Im “Castle 1 (Mineral garden)” wuchert ein stacheliges grünes Gewächs. Es ragt spitz empor wie die Holzstäbe eines Mikado-Spiels oder die Stacheln eines Igels. Es gibt viele Schläuche, Leitungen, Rohre, einen Brunnen und Ringe, die das Schloss hier und da wie ein Piercing durchbohren. Vielleicht kann an ihnen der Hausdrache angekettet werden? Die zwei prächtigen und mit Farbe besprenkelten Türme kann hochgeklettert und aus den kugelrunden Fenstern herausgeguckt werden. Die Turmspitze wird von einer Schwalbe verziert. Ein fantastisches Zuhause für Feen, Hobbits und Rapunzel.

Efremidis, Ernie Wang, Play Area, Castle 2 1
Ernie Wang: “Castle 1 (Mineral garden)”, 2023, glazed ceramics, 62 x 32 x 34 cm // “Castle 2 (Poppers bottle)”, 2023, glazed ceramics, 60 x 40 x 50 cm. Photos: Marjorie Brunet Plaza.

Vor dem inneren Auge fangen sämtliche Wesen an, in diesen Gemäuern zu toben oder fangen zu spielen. Auch wenn alle Häuser gut bewaffnet sind, auf Angriffe vorbereitet zu sein scheinen, lebt es sich in ihnen sicher fabelhaft. Der Morgenstern baumelt warnend an der Außenmauer, während drinnen Bewohner*innen die kleinen Rutschen herunterrutschen. Spiel und Spaß wachsen ja bekanntermaßen auch mit einer kleinen Prise Gefahr oder Drama.

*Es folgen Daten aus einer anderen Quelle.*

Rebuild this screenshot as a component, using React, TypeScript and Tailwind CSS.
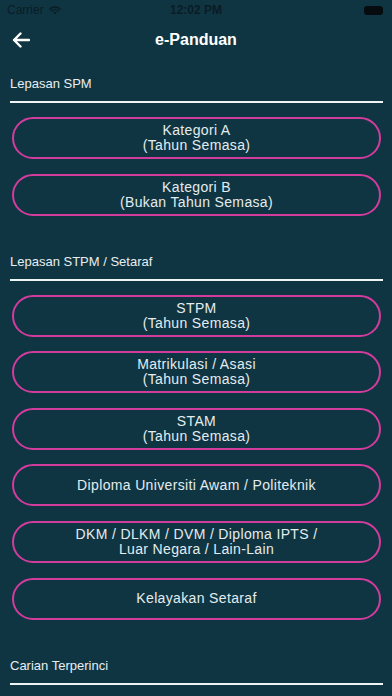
import React from "react";

const font = { fontFamily: '"Liberation Sans", Arial, sans-serif' };

function Btn({ lines }: { lines: string[] }) {
  return (
    <div className="h-[42px] mx-[2px] rounded-full border-2 border-[#d23c9c] flex flex-col items-center justify-center text-[14px] leading-[15px] tracking-[0.35px] text-[#e4ecee]">
      {lines.map((l, i) => (
        <span key={i}>{l}</span>
      ))}
    </div>
  );
}

function Section({ title, children }: { title: string; children?: React.ReactNode }) {
  return (
    <div className="flex flex-col">
      <div className="text-[13px] leading-[16px] text-[#e8eef0] h-[16px]">{title}</div>
      <div className="mt-[9px] h-[2px] bg-[#eef3f3]" />
      {children ? <div className="mt-[14px] flex flex-col gap-[14.6px]">{children}</div> : null}
    </div>
  );
}

export default function App() {
  return (
    <div className="w-[392px] h-[696px] bg-[#0f3543] overflow-hidden" style={font}>
      {/* status bar */}
      <div className="h-[20px] relative flex items-center px-[7px] text-[#0b1c24]">
        <span className="text-[12px] leading-[12px]">Carrier</span>
        <svg width="12" height="9" viewBox="0 0 12 9" className="ml-[5px]">
          <path d="M6 8.6 L4.2 6.6 A2.6 2.6 0 0 1 7.8 6.6 Z" fill="#0b1c24" />
          <path d="M2.6 5 A4.9 4.9 0 0 1 9.4 5" stroke="#0b1c24" strokeWidth="1.5" fill="none" strokeLinecap="round" />
          <path d="M0.9 3.1 A7.3 7.3 0 0 1 11.1 3.1" stroke="#0b1c24" strokeWidth="1.5" fill="none" strokeLinecap="round" />
        </svg>
        <span className="absolute left-0 right-0 text-center text-[12px] leading-[12px] font-bold pointer-events-none">12:02 PM</span>
        <div className="ml-auto mr-[2px] flex items-center">
          <div className="w-[19px] h-[9px] rounded-[3px] bg-[#050b0e]" />
        </div>
      </div>
      {/* nav bar */}
      <div className="h-[40px] relative flex items-center justify-center">
        <svg width="18" height="16" viewBox="0 0 18 16" className="absolute left-[12px] top-[12px]">
          <path d="M17 8 H2 M8.5 1.5 L2 8 L8.5 14.5" stroke="#ffffff" strokeWidth="2.4" fill="none" strokeLinecap="round" strokeLinejoin="round" />
        </svg>
        <span className="text-[16px] font-bold text-white">e-Panduan</span>
      </div>
      {/* content */}
      <div className="pl-[10px] pr-[9px] pt-[16px] flex flex-col gap-[38px]">
        <Section title="Lepasan SPM">
          <Btn lines={["Kategori A", "(Tahun Semasa)"]} />
          <Btn lines={["Kategori B", "(Bukan Tahun Semasa)"]} />
        </Section>
        <Section title="Lepasan STPM / Setaraf">
          <Btn lines={["STPM", "(Tahun Semasa)"]} />
          <Btn lines={["Matrikulasi / Asasi", "(Tahun Semasa)"]} />
          <Btn lines={["STAM", "(Tahun Semasa)"]} />
          <Btn lines={["Diploma Universiti Awam / Politeknik"]} />
          <Btn lines={["DKM / DLKM / DVM / Diploma IPTS /", "Luar Negara / Lain-Lain"]} />
          <Btn lines={["Kelayakan Setaraf"]} />
        </Section>
        <Section title="Carian Terperinci" />
      </div>
    </div>
  );
}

Ernie Wang gelingt es mit runder, zuckersüßer Formensprache in die Spielwarenabteilung zu katapultieren, wie damals werden hier bei Efremidis nicht nur Kinderaugen groß. Fasziniert von den seltsamen Details, den Unstimmigkeiten und der Erlaubnis in fremde Wohnräume zu gucken, entfalten seine Schlösser und Burgen eine irrsinnige Anziehungskraft, ein Haben-Wollen-Moment wie vor den unendlichen Regalen von Toys”R”Us. Man möchte klitzeklein werden und einmal eine der Leitern hochklettern und sich nach dem Spiel unter der Riesendusche den Zuckerguss abbrausen. 

WANN: Die Ausstellung “Play Area” läuft noch bis Freitag, den 22. Dezember.